JPMorgan has said it is cooperating with the investigations.
The SEC's Canellos said that while the settlement ends the matter for JPMorgan, the agency's investigation is continuing with respect to individuals involved in the case.
Besides the London whale, JPMorgan faces several other high-profile investigations, including criminal probes into its electricity trading in the US and its sale of mortgage-backed securities ahead of the 2008 housing bust.
The probes come amid a political debate in Washington on whether additional rules are needed to protect the economy from distress in banks considered "too big to fail."

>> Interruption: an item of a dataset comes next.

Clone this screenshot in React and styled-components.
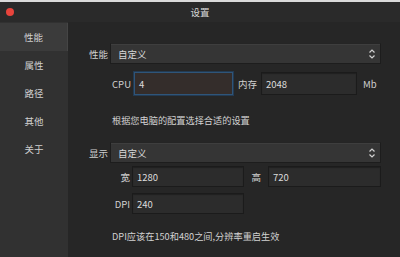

In the wake of the regulatory problems, Dimon has vowed to beef up compliance at the bank, hiring some 4,000 employees to work on financial controls, boosting spending in this area by about $1 billion and providing about 750,000 hours of regulatory and compliance training.
"If you don't acknowledge mistakes, you can't fix them and learn from them," Dimon said in an email message to employees this week. "So now, as in the past, we are recognizing our problems, rolling up our sleeves and fixing them."
Shares in JPMorgan, a member of the blue-chip Dow Jones Industrial Average, were down 0.9 percent in midday trade.